Exercise
Copy each line in the data that includes the word "code".

Dataset extract
::::::

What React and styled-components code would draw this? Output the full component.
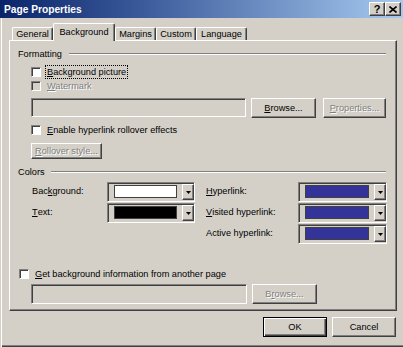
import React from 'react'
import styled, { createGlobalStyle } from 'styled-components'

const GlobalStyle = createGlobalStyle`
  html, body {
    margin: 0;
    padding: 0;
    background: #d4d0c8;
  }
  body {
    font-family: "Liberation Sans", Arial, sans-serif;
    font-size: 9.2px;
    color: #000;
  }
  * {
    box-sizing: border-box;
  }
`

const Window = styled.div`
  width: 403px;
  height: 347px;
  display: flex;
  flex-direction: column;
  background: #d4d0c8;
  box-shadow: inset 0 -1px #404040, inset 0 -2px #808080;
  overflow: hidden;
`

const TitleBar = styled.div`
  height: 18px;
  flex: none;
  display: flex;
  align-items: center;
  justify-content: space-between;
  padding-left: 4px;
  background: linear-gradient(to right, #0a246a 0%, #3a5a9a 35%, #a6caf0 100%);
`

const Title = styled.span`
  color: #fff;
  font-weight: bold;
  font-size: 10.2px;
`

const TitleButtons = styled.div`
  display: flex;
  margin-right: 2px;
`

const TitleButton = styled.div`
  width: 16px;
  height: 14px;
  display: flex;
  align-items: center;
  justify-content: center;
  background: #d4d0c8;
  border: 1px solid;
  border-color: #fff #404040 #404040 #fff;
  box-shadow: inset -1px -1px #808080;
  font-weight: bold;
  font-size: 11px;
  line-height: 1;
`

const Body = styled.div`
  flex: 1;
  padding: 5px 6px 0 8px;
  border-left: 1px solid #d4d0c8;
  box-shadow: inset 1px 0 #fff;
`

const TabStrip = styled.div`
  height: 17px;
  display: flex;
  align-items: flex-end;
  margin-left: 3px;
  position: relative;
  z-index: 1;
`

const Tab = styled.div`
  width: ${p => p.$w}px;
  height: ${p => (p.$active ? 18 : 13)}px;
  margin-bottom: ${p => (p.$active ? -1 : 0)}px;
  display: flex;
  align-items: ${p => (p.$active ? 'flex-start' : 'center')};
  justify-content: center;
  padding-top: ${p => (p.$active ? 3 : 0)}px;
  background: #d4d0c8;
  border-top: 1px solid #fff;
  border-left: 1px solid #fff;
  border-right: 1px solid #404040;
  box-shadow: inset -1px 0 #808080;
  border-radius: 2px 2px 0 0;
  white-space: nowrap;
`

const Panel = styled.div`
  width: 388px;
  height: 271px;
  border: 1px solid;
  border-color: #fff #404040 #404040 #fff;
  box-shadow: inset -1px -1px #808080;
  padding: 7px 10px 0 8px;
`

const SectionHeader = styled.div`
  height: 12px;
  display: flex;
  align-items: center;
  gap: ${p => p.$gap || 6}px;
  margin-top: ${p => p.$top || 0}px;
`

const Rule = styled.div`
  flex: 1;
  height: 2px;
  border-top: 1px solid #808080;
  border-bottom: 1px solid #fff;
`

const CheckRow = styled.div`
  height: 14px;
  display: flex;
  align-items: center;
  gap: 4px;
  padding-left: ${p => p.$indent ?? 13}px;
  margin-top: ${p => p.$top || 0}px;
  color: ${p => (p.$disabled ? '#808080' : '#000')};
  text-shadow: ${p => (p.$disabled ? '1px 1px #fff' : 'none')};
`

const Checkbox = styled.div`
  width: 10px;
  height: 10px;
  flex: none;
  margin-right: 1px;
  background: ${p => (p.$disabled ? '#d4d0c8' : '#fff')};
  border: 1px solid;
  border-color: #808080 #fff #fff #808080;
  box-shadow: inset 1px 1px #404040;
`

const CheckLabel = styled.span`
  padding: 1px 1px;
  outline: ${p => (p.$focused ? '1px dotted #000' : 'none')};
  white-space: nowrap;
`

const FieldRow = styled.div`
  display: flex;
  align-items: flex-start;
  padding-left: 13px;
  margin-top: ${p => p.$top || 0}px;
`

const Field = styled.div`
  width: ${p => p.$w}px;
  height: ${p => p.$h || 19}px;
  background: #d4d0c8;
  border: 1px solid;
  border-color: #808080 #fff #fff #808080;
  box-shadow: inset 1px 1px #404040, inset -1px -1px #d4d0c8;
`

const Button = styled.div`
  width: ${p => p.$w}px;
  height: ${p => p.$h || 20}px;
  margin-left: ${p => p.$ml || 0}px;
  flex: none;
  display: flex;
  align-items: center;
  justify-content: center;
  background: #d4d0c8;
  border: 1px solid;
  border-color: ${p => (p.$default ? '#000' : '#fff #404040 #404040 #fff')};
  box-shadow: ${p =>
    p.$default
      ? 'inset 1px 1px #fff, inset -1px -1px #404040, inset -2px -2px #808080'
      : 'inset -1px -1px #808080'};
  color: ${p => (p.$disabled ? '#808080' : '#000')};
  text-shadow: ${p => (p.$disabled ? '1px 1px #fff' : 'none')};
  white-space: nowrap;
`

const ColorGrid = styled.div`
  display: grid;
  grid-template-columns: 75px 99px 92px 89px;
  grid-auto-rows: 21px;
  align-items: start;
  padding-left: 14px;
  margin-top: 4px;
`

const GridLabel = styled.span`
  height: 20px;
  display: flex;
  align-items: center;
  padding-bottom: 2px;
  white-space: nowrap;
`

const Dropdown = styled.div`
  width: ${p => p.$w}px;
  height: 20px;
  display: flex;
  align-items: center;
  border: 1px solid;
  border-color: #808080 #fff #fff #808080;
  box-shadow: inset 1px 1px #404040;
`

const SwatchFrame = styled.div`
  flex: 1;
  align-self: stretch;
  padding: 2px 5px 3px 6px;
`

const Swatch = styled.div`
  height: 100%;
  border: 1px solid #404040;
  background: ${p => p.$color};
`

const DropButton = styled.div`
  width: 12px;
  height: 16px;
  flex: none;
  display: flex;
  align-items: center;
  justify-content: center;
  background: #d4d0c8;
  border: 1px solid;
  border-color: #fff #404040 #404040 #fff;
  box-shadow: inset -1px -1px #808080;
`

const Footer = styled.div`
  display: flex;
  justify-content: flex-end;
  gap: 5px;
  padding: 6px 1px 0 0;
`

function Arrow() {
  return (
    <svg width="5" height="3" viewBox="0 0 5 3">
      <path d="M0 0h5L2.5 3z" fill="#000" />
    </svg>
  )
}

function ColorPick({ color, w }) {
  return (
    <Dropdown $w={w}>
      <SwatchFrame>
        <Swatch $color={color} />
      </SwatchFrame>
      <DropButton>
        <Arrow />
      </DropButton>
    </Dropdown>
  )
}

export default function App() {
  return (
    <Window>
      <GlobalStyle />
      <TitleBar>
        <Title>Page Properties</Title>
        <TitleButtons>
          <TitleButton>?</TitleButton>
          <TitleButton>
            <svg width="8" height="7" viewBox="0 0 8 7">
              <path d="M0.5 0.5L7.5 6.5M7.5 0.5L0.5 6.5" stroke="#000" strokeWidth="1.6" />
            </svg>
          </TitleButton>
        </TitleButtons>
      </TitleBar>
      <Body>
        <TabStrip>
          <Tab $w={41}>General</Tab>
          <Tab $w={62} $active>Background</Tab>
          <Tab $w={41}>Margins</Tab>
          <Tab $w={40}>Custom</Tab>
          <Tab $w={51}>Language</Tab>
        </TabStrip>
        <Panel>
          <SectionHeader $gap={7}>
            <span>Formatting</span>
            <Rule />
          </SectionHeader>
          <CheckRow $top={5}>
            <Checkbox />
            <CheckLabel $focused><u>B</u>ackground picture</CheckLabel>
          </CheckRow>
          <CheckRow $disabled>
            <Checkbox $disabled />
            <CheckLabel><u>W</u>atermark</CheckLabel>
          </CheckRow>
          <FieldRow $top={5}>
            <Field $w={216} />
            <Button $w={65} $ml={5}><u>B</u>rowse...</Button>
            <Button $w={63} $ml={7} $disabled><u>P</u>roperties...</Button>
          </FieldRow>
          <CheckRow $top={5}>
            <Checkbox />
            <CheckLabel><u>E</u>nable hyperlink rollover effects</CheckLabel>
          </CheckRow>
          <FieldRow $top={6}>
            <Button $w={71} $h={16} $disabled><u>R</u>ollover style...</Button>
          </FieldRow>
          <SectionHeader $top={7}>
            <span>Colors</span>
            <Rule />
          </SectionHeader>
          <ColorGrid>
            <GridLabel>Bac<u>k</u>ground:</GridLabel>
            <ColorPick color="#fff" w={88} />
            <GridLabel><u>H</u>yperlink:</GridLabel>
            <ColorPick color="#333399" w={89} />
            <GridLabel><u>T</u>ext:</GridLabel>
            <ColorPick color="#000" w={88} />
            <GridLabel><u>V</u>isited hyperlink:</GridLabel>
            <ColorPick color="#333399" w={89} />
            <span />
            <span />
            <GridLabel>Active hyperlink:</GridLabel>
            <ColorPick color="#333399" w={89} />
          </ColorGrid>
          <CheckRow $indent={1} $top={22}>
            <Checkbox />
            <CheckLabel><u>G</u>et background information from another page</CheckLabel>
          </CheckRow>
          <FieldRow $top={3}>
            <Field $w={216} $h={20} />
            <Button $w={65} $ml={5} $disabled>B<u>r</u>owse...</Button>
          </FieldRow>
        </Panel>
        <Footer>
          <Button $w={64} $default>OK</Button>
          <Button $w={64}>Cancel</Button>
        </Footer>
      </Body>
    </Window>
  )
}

::::::

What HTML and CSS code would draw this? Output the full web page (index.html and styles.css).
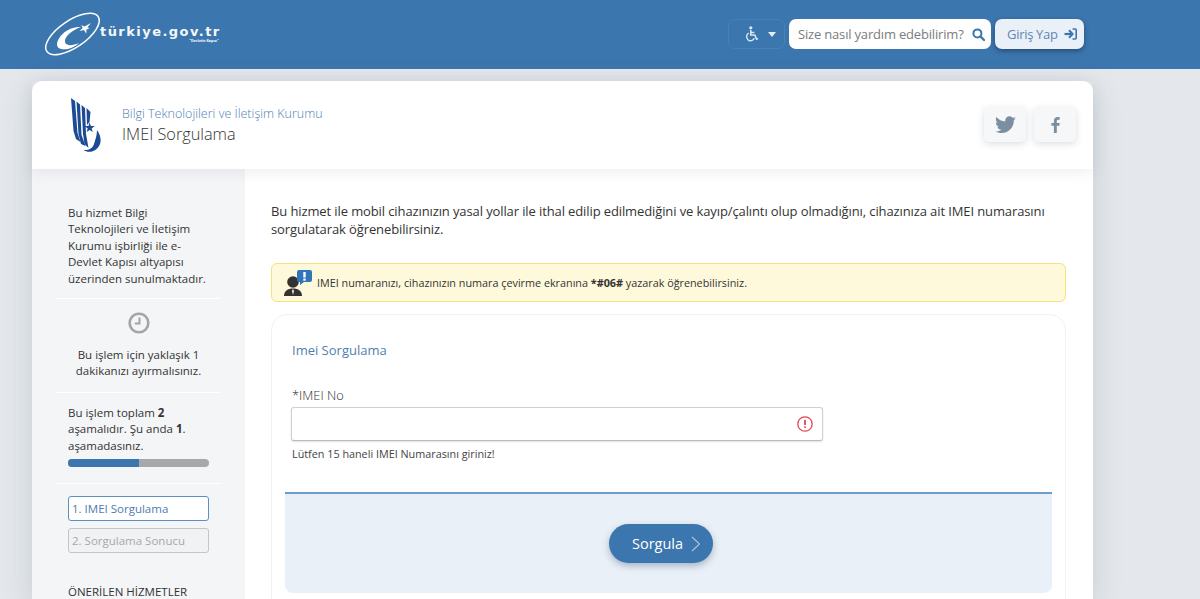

::::::

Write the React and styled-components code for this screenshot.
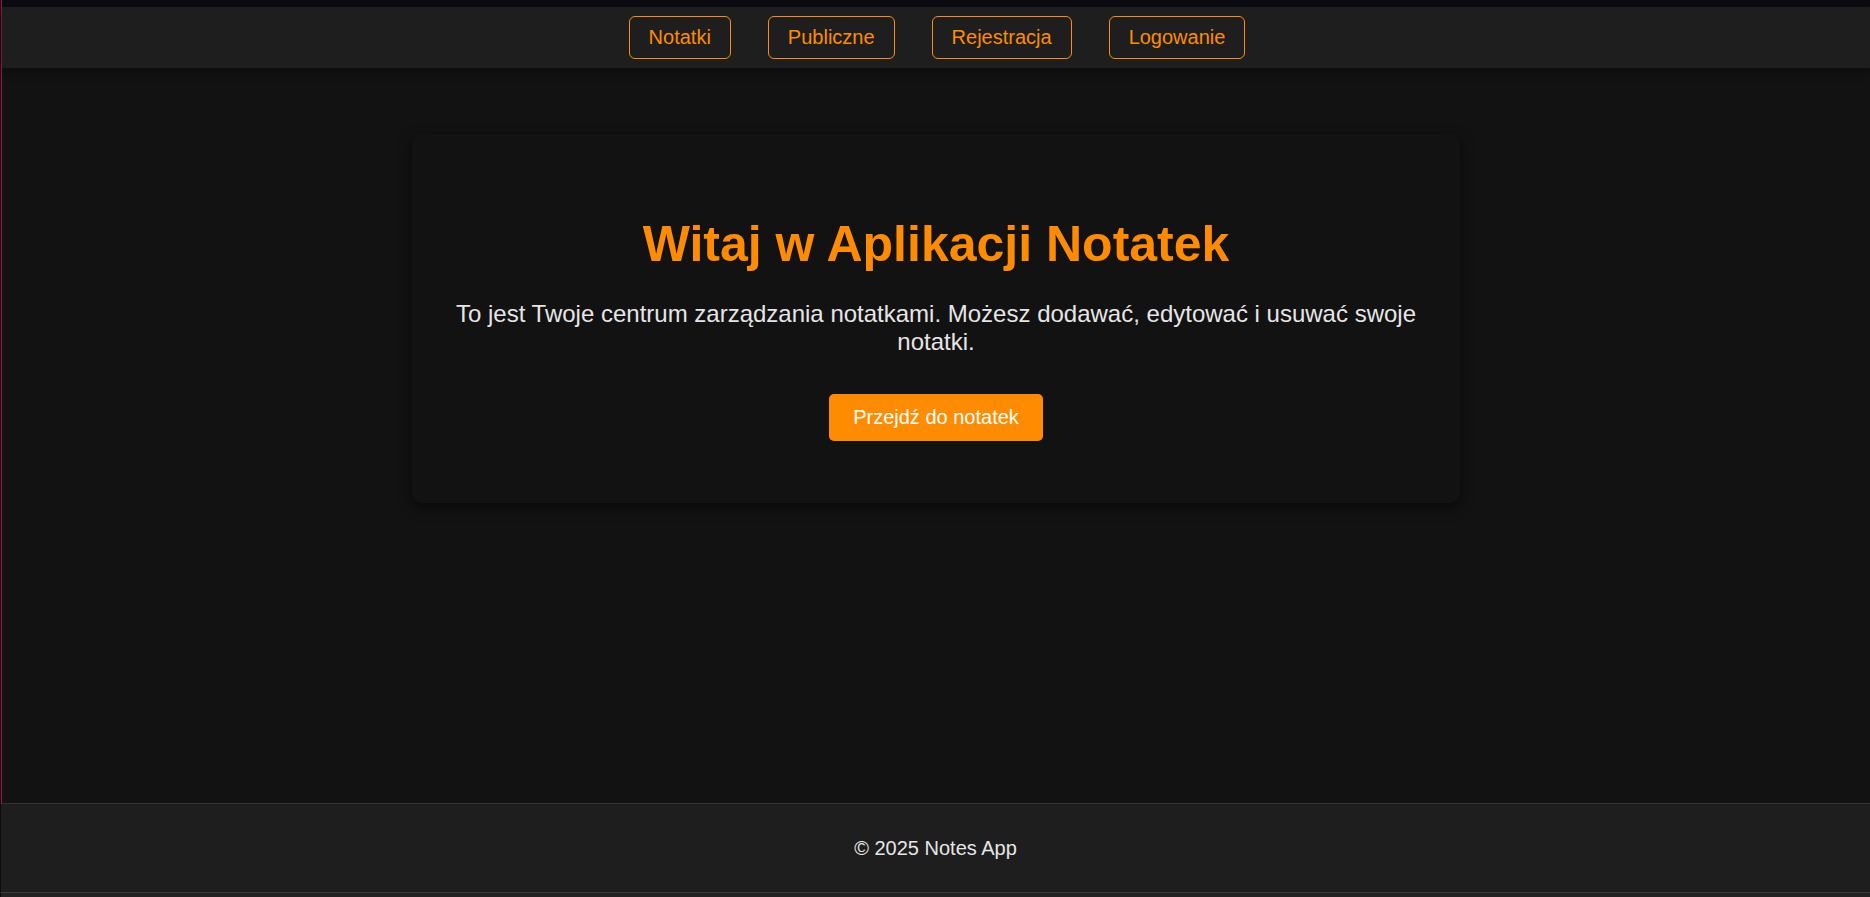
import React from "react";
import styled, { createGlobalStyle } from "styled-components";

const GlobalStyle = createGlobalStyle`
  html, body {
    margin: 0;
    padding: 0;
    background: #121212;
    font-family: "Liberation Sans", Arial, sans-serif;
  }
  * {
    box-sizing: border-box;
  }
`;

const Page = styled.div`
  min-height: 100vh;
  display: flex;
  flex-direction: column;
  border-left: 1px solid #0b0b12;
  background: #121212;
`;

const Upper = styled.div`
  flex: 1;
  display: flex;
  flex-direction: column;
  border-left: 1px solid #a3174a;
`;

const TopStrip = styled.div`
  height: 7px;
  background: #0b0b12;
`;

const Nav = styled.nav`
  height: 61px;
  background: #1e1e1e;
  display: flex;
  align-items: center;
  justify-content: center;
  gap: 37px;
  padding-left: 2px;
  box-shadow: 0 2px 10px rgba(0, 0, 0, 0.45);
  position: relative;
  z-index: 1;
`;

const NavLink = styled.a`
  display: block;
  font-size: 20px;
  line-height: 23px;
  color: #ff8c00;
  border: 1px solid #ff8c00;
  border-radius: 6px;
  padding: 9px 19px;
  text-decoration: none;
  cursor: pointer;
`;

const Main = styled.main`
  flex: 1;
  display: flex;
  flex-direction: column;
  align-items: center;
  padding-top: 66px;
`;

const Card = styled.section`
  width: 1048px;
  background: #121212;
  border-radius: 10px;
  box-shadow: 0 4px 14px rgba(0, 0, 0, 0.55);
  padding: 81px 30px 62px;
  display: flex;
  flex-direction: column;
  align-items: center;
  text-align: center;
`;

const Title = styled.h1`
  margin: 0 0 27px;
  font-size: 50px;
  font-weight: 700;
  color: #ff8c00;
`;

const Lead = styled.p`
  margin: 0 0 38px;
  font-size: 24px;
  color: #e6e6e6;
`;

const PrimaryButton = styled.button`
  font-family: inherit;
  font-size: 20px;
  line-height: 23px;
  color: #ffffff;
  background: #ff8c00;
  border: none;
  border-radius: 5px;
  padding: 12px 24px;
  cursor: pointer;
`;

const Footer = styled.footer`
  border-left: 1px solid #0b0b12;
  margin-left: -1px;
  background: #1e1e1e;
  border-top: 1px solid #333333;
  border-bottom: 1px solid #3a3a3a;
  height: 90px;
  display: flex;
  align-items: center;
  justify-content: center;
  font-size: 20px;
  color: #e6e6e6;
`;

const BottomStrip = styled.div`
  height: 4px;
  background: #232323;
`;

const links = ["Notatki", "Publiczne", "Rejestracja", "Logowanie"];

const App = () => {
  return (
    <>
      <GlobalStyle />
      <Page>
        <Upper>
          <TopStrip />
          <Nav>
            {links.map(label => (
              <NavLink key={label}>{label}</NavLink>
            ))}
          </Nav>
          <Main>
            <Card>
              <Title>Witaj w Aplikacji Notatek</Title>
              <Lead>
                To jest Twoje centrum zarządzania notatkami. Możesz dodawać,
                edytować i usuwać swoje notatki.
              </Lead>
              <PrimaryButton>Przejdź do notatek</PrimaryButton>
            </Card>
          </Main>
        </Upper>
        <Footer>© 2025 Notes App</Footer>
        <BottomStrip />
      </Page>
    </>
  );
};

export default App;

::::::

Response
What React and styled-components code would draw this? Output the full component.
What HTML and CSS code would draw this? Output the full web page (index.html and styles.css).
Write the React and styled-components code for this screenshot.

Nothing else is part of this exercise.